• Tue, Nov 6 2012

Executive Suite: CEO Alison Johnston Says Launching A Startup Is Like Being A Pioneer

This 25 year old CEO of the one-year old tech start-up InstaEDU says she has a long way to go to achieve her dream. But we’d say she’s done more than most women have in a lifetime.

Alison Johnston started the San Francisco-based company where students can get high-quality, one-on-one academic help instantly online whenever they need it. Getting its first $1.1 million round of funding in May, Johnston and her co-founders (who all went to Stanford University , including her brother Dan Johnston and pal Joey Shurtleff) were able to provide the solution to the problem she spotted while previously running an in-home tutoring company called Cardinal Scholars.

She realized there was a gap in the market. Students have ever-changing schedules and learning preferences and she wanted to give them choices in who tutors them, along with flexible time options. And so, InstaEDU was born.

Johnston sat down to talk to The Grindstone about putting the skills learned at technology companies Box, Aardvark and Google to the ultimate test by launching her own. Sharing a cheat sheet of swift start-up success, she lets us in on what it’s really like to be a CEO, how being a girl in the boy-dominated industry isn’t all that bad and how her personal life has changed from being a new grad to boss with eight full-time employees.

What’s it really like working for Google? Is it as much fun as everyone says?

It is a lot of fun. But, it’s a lot of work too. It’s by no means a nine-to-five job. People tend to think  that because it’s so creative and flat, then it must be easy. That’s not the case. The company very  much has an entrepreneurial spirit. I was very fortunate for the experience, which just kind of happened. I was working for Aardvark  when it was bought by Google.

Working there means you have an amazing group of people to network with. In fact, people who have worked for Google and left have started a sort of alumni relationship, asking fellow “alums” to partner with them on new ventures and startups.

What does it take to work at a startup?

Startups are for people who want to make an impact and learn to do a million different things instead of just working in one department –from everything from PR and design to accounting.

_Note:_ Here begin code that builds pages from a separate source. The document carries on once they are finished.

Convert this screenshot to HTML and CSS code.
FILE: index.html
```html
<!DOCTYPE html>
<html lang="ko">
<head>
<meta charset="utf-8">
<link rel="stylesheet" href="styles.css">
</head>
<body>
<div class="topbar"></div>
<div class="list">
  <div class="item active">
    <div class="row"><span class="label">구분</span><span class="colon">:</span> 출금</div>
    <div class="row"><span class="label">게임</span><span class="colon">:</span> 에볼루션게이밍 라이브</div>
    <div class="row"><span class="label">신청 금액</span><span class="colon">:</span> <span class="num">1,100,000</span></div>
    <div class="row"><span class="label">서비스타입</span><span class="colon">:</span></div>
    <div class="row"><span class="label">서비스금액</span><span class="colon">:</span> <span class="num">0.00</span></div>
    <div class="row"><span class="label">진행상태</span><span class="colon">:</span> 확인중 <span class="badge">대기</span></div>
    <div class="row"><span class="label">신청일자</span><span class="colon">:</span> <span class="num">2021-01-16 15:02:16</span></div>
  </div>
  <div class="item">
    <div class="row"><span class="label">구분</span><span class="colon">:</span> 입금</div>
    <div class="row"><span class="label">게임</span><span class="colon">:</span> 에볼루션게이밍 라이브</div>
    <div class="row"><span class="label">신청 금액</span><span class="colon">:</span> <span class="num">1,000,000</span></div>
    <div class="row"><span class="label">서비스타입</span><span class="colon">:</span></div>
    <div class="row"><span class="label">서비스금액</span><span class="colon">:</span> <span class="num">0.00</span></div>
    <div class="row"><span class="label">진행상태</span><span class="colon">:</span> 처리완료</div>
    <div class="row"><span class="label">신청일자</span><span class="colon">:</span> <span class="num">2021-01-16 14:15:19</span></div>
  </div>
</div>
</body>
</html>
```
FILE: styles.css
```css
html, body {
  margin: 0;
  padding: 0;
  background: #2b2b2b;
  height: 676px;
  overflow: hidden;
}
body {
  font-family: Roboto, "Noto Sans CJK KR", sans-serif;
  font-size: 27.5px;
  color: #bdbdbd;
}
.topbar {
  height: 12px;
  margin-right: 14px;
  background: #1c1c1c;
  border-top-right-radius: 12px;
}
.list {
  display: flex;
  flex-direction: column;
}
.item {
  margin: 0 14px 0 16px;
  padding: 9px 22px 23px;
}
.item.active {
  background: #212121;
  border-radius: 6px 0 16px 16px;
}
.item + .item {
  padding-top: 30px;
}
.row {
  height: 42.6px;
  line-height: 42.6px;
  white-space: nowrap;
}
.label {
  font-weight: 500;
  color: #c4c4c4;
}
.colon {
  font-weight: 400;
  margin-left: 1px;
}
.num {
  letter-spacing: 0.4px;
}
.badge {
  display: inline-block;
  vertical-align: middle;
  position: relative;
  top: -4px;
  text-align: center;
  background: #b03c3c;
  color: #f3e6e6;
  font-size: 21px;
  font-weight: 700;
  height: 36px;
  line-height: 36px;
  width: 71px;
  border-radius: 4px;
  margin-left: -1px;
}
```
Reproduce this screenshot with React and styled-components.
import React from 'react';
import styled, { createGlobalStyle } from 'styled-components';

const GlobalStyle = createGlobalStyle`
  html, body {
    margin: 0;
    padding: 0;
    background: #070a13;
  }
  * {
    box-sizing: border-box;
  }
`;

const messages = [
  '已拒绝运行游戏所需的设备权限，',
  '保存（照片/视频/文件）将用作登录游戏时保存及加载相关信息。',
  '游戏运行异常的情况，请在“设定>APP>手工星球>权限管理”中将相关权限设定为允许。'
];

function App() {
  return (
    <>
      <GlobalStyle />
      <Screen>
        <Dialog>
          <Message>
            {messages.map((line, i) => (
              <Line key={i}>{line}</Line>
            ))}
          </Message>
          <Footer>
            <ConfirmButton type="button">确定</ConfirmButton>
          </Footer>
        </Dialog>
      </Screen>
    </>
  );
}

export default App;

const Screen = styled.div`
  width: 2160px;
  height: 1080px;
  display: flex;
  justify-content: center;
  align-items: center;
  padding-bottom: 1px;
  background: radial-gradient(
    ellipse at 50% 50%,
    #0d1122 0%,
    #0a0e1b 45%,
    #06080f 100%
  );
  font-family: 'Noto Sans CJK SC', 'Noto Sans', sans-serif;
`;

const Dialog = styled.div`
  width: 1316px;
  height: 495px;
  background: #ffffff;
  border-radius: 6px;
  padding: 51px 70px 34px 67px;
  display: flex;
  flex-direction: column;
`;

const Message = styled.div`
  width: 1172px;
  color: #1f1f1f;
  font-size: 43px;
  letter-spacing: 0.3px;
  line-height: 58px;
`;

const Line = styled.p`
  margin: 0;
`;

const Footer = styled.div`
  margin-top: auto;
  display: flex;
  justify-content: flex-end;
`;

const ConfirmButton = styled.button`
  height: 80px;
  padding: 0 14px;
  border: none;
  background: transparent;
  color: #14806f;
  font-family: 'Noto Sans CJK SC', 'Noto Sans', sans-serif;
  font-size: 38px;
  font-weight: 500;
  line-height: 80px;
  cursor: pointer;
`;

There are huge advantages for working at a startup, but those come later as the result of very hard work. The day-to-day is not glamorous. You have to be resourceful because you don’t have people who have been there, done that and have guidelines on best practices and lists of answers. Everything you’ll be doing in a startup will be a brand new learning experience. It’s like being a pioneer. You’ll go through the fundraising phase, how to pitch, how much to ask for. You learn things you would never do working for established companies. Because of this experience, you’ll always be an asset and invaluable employee, and one day, a business owner.

Is being a CEO as glamorous as it sounds?

CEO means more of an emotional roller coaster than being an employee because you care so much about the growth and the product. Your job is to do whatever you need to do. So, that means you’re not just a CEO, you’re also the janitor. I do everything from plugging in things in the database to taking my fair share of work coverage on weekends. It’s tough, but it is so rewarding.

Why aren’t more women interested in tech?

There are lots of great CEOs in tech that are men, but I don’t think that the lack of female interest in tech is the necessary problem we should focus on, just like people aren’t worried about men not wanting to be event planners. I feel like more and more women are becoming interested and becoming integral parts of the business. I think time will bring more diversity, but it’s not something that should be of huge scrutiny or concern.